Vector databases significance in the market has been growing fast in the last couple of years. These databases are well-suited for applications like similarity search, recommendation systems, natural language processing, computer vision, and other tasks that involve comparing and matching vectors. Unlike other databases, they provide a structured approach to understanding complex spatial relationships.
In contrast to relational databases, for example, vector databases use vector data, and fixed-dimensional vectors to represent data points and group them based on similarities. This means that it allows for quick query handling in AI-powered applications, which can present significant benefits for different business cross-industries, given the growing importance of AI globally. But what is the best option for your own use case?
Choosing the Best Vector Database
When it comes to choosing the best vector database for your use case, there are several factors to consider, making sure it fits your specific needs. Here are some aspects to consider to help you during your decision-making process:
- Scalability: A vector database that can handle large amounts of data without slowing down is crucial to any project. This means it should be able to scale both horizontally (across multiple machines) and vertically (on a single machine with more resources).
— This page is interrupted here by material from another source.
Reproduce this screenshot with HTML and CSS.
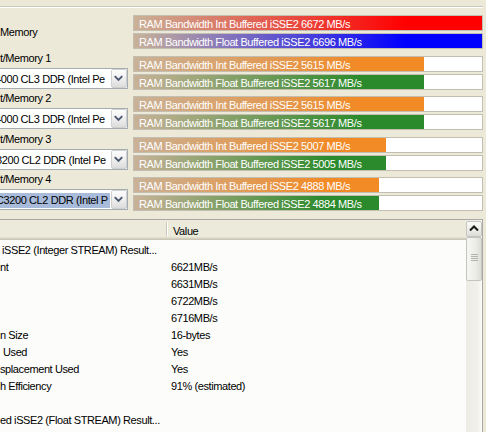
FILE: index.html
```html
<!DOCTYPE html>
<html>
<head>
<meta charset="utf-8">
<title>Memory Bandwidth</title>
<link rel="stylesheet" href="styles.css">
</head>
<body>
<div class="groove"></div>
<div class="groups">
  <div class="group">
    <div class="side side-center"><span class="label">Memory</span></div>
    <div class="bars">
      <div class="bar bar-red" style="--w:348px">RAM Bandwidth Int Buffered iSSE2 6672 MB/s</div>
      <div class="bar bar-blue" style="--w:348px">RAM Bandwidth Float Buffered iSSE2 6696 MB/s</div>
    </div>
  </div>
  <div class="group">
    <div class="side side-combo">
      <span class="label">t/Memory 1</span>
      <div class="combo">
        <div class="combo-text"><span class="combo-value shift-4">4000 CL3 DDR (Intel Pe</span></div>
        <div class="combo-btn"><svg width="16" height="19" viewBox="0 0 16 19"><polyline points="4,7 8,11 12,7" fill="none" stroke="#4a5670" stroke-width="2"/></svg></div>
      </div>
    </div>
    <div class="bars">
      <div class="bar bar-orange" style="--w:290px">RAM Bandwidth Int Buffered iSSE2 5615 MB/s</div>
      <div class="bar bar-green" style="--w:290px">RAM Bandwidth Float Buffered iSSE2 5617 MB/s</div>
    </div>
  </div>
  <div class="group">
    <div class="side side-combo">
      <span class="label">t/Memory 2</span>
      <div class="combo">
        <div class="combo-text"><span class="combo-value shift-4">4000 CL3 DDR (Intel Pe</span></div>
        <div class="combo-btn"><svg width="16" height="19" viewBox="0 0 16 19"><polyline points="4,7 8,11 12,7" fill="none" stroke="#4a5670" stroke-width="2"/></svg></div>
      </div>
    </div>
    <div class="bars">
      <div class="bar bar-orange" style="--w:290px">RAM Bandwidth Int Buffered iSSE2 5615 MB/s</div>
      <div class="bar bar-green" style="--w:290px">RAM Bandwidth Float Buffered iSSE2 5617 MB/s</div>
    </div>
  </div>
  <div class="group">
    <div class="side side-combo">
      <span class="label">t/Memory 3</span>
      <div class="combo">
        <div class="combo-text"><span class="combo-value shift-3">3200 CL2 DDR (Intel Pe</span></div>
        <div class="combo-btn"><svg width="16" height="19" viewBox="0 0 16 19"><polyline points="4,7 8,11 12,7" fill="none" stroke="#4a5670" stroke-width="2"/></svg></div>
      </div>
    </div>
    <div class="bars">
      <div class="bar bar-orange" style="--w:252px">RAM Bandwidth Int Buffered iSSE2 5007 MB/s</div>
      <div class="bar bar-green" style="--w:252px">RAM Bandwidth Float Buffered iSSE2 5005 MB/s</div>
    </div>
  </div>
  <div class="group">
    <div class="side side-combo">
      <span class="label">t/Memory 4</span>
      <div class="combo">
        <div class="combo-text"><span class="combo-value combo-selected shift-3">C3200 CL2 DDR (Intel P</span></div>
        <div class="combo-btn"><svg width="16" height="19" viewBox="0 0 16 19"><polyline points="4,7 8,11 12,7" fill="none" stroke="#4a5670" stroke-width="2"/></svg></div>
      </div>
    </div>
    <div class="bars">
      <div class="bar bar-orange" style="--w:245px">RAM Bandwidth Int Buffered iSSE2 4888 MB/s</div>
      <div class="bar bar-green" style="--w:245px">RAM Bandwidth Float Buffered iSSE2 4884 MB/s</div>
    </div>
  </div>
</div>

<div class="list">
  <div class="list-main">
    <div class="list-header">
      <div class="h-name"></div>
      <div class="h-div"></div>
      <div class="h-value">Value</div>
    </div>
    <div class="rows">
      <div class="row"><span class="c-name c-indent">iSSE2 (Integer STREAM) Result...</span><span class="c-val"></span></div>
      <div class="row"><span class="c-name">nt</span><span class="c-val">6621MB/s</span></div>
      <div class="row"><span class="c-name"></span><span class="c-val">6631MB/s</span></div>
      <div class="row"><span class="c-name"></span><span class="c-val">6722MB/s</span></div>
      <div class="row"><span class="c-name"></span><span class="c-val">6716MB/s</span></div>
      <div class="row"><span class="c-name">n Size</span><span class="c-val">16-bytes</span></div>
      <div class="row"><span class="c-name c-used">Used</span><span class="c-val">Yes</span></div>
      <div class="row"><span class="c-name">splacement Used</span><span class="c-val">Yes</span></div>
      <div class="row"><span class="c-name">h Efficiency</span><span class="c-val">91% (estimated)</span></div>
      <div class="row"><span class="c-name"></span><span class="c-val"></span></div>
      <div class="row"><span class="c-name">ed iSSE2 (Float STREAM) Result...</span><span class="c-val"></span></div>
      <div class="row"><span class="c-name"></span><span class="c-val"></span></div>
    </div>
  </div>
  <div class="vscroll">
    <div class="sb-btn"><svg width="14" height="14" viewBox="0 0 14 14"><polyline points="3,8.5 7,4.5 11,8.5" fill="none" stroke="#1a1a1a" stroke-width="2"/></svg></div>
    <div class="sb-thumb"><div class="grip"></div><div class="grip"></div><div class="grip"></div><div class="grip"></div></div>
    <div class="sb-track"></div>
  </div>
</div>
</body>
</html>
```

FILE: styles.css
```css
* { box-sizing: border-box; }
html, body { margin: 0; padding: 0; }
body {
  width: 486px;
  height: 432px;
  overflow: hidden;
  background: #ECE9D8;
  font-family: "Liberation Sans", Arial, sans-serif;
  font-size: 11px;
  letter-spacing: -0.4px;
  color: #000;
}

.groove {
  margin: 6px 3px 0 0;
  height: 2px;
  border-top: 1px solid #CBC8B9;
  border-bottom: 1px solid #FFFFFF;
}

.groups {
  margin-top: 7px;
  padding-right: 3px;
  display: flex;
  flex-direction: column;
  gap: 6.5px;
}

.group {
  display: flex;
  gap: 5px;
  height: 34px;
}

.side {
  width: 128px;
  flex: none;
  display: flex;
  flex-direction: column;
  overflow: hidden;
}
.side-center { justify-content: center; }
.side-combo {
  height: 37px;
  margin-top: -4px;
  gap: 3px;
}
.label {
  display: block;
  line-height: 13px;
  height: 13px;
  white-space: nowrap;
}

.combo {
  height: 21px;
  margin-left: -2px;
  border: 1px solid #A5ACB2;
  background: #fff;
  display: flex;
}
.combo-text {
  flex: 1;
  overflow: hidden;
  white-space: nowrap;
  display: flex;
  align-items: center;
  padding-top: 2px;
}
.combo-value {
  line-height: 15px;
  padding-right: 2px;
}
.shift-4 { margin-left: -4px; }
.shift-3 { margin-left: -3px; }
.combo-selected {
  background: #A8BBDA;
}
.combo-btn {
  width: 16px;
  flex: none;
  border: 1px solid #CFCFCF;
  border-radius: 2px;
  background: linear-gradient(180deg, #FDFDFD 0%, #EFEFEF 50%, #DCDCDC 100%);
  display: flex;
}
.combo-btn svg { margin: -1px 0 0 -1px; }

.bars {
  flex: 1;
  display: flex;
  flex-direction: column;
  gap: 2px;
}
.bar {
  height: 16px;
  border: 1px solid #C2BEB1;
  background:
    linear-gradient(90deg, #C9B298 0%, var(--c) 78%) 0 0 / var(--w) 100% no-repeat,
    #FFFFFF;
  color: #FFFFFF;
  line-height: 16px;
  padding-left: 5px;
  white-space: nowrap;
}
.bar-red { --c: #FF0000; }
.bar-blue { --c: #0000FF; }
.bar-orange { --c: #F28A26; }
.bar-green { --c: #2B8A2B; }

.list {
  margin: 8px 3px 0 -2px;
  height: 213px;
  border: 1px solid #A9A8A4;
  border-bottom: none;
  background: #FCFCFA;
  display: flex;
}
.list-main {
  flex: 1;
  overflow: hidden;
  display: flex;
  flex-direction: column;
}
.list-header {
  height: 20px;
  flex: none;
  display: flex;
  align-items: center;
  background: linear-gradient(180deg,
    #EBEADB 0, #EBEADB 17px,
    #E2DECD 17px, #E2DECD 18px,
    #D6D2C2 18px, #D6D2C2 19px,
    #CBC7B8 19px, #CBC7B8 20px);
}
.h-name { width: 167px; flex: none; }
.h-div {
  width: 2px;
  height: 14px;
  margin-top: -2px;
  border-left: 1px solid #CDC9B9;
  border-right: 1px solid #FFFFFF;
}
.h-value {
  flex: 1;
  padding-left: 5px;
  padding-top: 3px;
  line-height: 17px;
  white-space: nowrap;
}

.rows {
  padding-top: 2px;
  display: flex;
  flex-direction: column;
}
.row {
  height: 17px;
  line-height: 17px;
  display: flex;
  white-space: nowrap;
}
.c-name {
  width: 167px;
  flex: none;
  overflow: hidden;
  padding-left: 1px;
}
.c-indent { padding-left: 3px; }
.c-used { padding-left: 4px; }
.c-val {
  flex: 1;
  padding-left: 5px;
}

.vscroll {
  width: 16px;
  flex: none;
  display: flex;
  flex-direction: column;
  padding-top: 1px;
  background: linear-gradient(90deg, #ECEBE4 0%, #F1F0EA 70%, #FBFBF9 100%);
}
.sb-btn {
  height: 16px;
  flex: none;
  border: 1px solid #C4C4C0;
  border-radius: 2px;
  background: linear-gradient(180deg, #FAFAF8 0%, #ECECE8 60%, #DCDCD6 100%);
  display: flex;
  align-items: center;
  justify-content: center;
}
.sb-thumb {
  height: 44px;
  flex: none;
  border: 1px solid #C4C4C0;
  border-radius: 2px;
  background: linear-gradient(90deg, #F6F6F4 0%, #ECECE8 60%, #DEDED9 100%);
  display: flex;
  flex-direction: column;
  align-items: center;
  justify-content: center;
  gap: 1px;
  padding-bottom: 4px;
}
.grip {
  width: 7px;
  height: 1px;
  background: #B4B4AE;
}
.sb-track { flex: 1; }
```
- Performance: It's very important to have a database that can handle high throughput while maintaining low latency. This is especially important for operations like vector search and indexing. The database should be optimized for vector data to ensure it performs well.
- Similarity Search Efficiency: This is a key function of a vector database. It should be able to quickly find vectors in the database that are most similar to a given query vector.
- Indexing Mechanisms: efficient indexing mechanisms are key for quick retrieval of data. The database should offer efficient and reliable indexing mechanisms suitable for high-dimensional vector data.
- Compatibility and Ease of Use: Check the database's compatibility with your technology stack and its ease of use, like the learning curve and documentation. Considering a database that can handle both vector data and other types of data (JSON, relational, time-series, geospatial, full-text) is critical to capitalize on your investment and avoid multiple database skills and synchronization.
- Community Support and Security: Consider the community support available. To protect sensitive data during analysis, prioritize databases with robust security features, including access control and encryption.
CrateDB: Maximizing the potential of vector data
If you are looking for a vector database solution that offers advanced features like vector storage and similarity search, then CrateDB is definitely one of the options you should consider.
CrateDB is a SQL open source database that comes with advanced features like vector storage and similarity search. It has been designed to handle embeddings generated by machine learning models, making it easy to discover similarities within datasets represented as vectors. This enables users to perform advanced data exploration and conduct in-depth analysis.
CrateDB simplifies data management, reducing development time and total cost of ownership, as it eliminates the need to manage multiple systems and seamlessly integrates data types like vectors, time series, geospatial, JSON, and full-text search. It also provides advanced search capabilities and enhanced AI model integration.
It will help your team save time in development by avoiding integration and learning curves associated with external solutions for vector data storage and retrieval.